The NBB Fair Trade Coalition petitioned in March to address what it called "a flood of subsidized and dumped imports from Argentina and Indonesia that has resulted in market share losses and depressed prices for domestic producers." The phrased "depressed prices" recognizes that the objective of the petition was to raise the price of domestically produced biodiesel, once it is subject to less overseas competition. This effort was led by domestic production companies such as Renewable Energy Group (REG) and Archer Daniels Midland (ADM).

NATSO issued a statement after the decision was handed down stating that the decision was a bad outcome for consumers. 
 
"Fuel marketers throughout the country have successfully incorporated biodiesel into their fuel supply to lower the price that consumers pay for fuel," said David Fialkov, vice president of government affairs. "Today's decision inhibits their ability to do that."

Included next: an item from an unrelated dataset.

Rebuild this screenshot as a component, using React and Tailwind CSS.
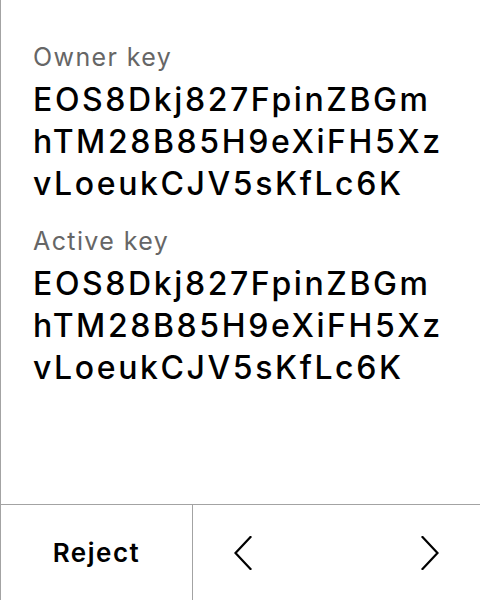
const KEY = ['EOS8Dkj827FpinZBGm', 'hTM28B85H9eXiFH5Xz', 'vLoeukCJV5sKfLc6K']

function Chevron({ dir }) {
  const points = dir === 'left' ? '16.5,1 1.5,17 16.5,33' : '1.5,1 16.5,17 1.5,33'
  return (
    <svg width="18" height="34" viewBox="0 0 18 34" fill="none" className="text-black">
      <polyline points={points} stroke="currentColor" strokeWidth="2.2" strokeLinecap="square" strokeLinejoin="miter" />
    </svg>
  )
}

function KeyBlock({ label }) {
  return (
    <div>
      <p className="text-[25px] leading-[32px] tracking-[1.4px] text-[#666666]">{label}</p>
      <div className="mt-[6px] text-[32px] font-medium leading-[42px] tracking-[2.6px] text-black">
        {KEY.map((line) => (
          <div key={line}>{line}</div>
        ))}
      </div>
    </div>
  )
}

export default function App() {
  return (
    <div
      className="flex h-[600px] w-[480px] flex-col border-l border-[#a3a3a3] bg-white"
      style={{ fontFamily: 'Inter, "Noto Sans", sans-serif' }}
    >
      <div className="flex flex-1 flex-col gap-[20px] px-[32px] pt-[41px]">
        <KeyBlock label="Owner key" />
        <KeyBlock label="Active key" />
      </div>
      <div className="flex h-[96px] border-t border-[#a3a3a3]">
        <button className="flex w-[192px] items-center justify-center border-r border-[#a3a3a3] text-[26px] font-semibold tracking-[1.5px] text-black">
          Reject
        </button>
        <div className="flex flex-1 items-center justify-between pl-[41px] pr-[41px]">
          <Chevron dir="left" />
          <Chevron dir="right" />
        </div>
      </div>
    </div>
  )
}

"Biodiesel prices throughout the country will rise, as will the price truck drivers pay for diesel fuel," he predicted. "Biodiesel consumption in the United States will diminish, as EPA recently recognized when it finalized renewable fuel mandates under the Renewable Fuel Standard without anticipating any growth in the industry."

Fialkov said that NATSO "looks forward to working with all interested parties toward pursuing policies that will lower fuel prices for consumers -- most immediately, this means Congress should extend and phase out the biodiesel blenders' tax credit."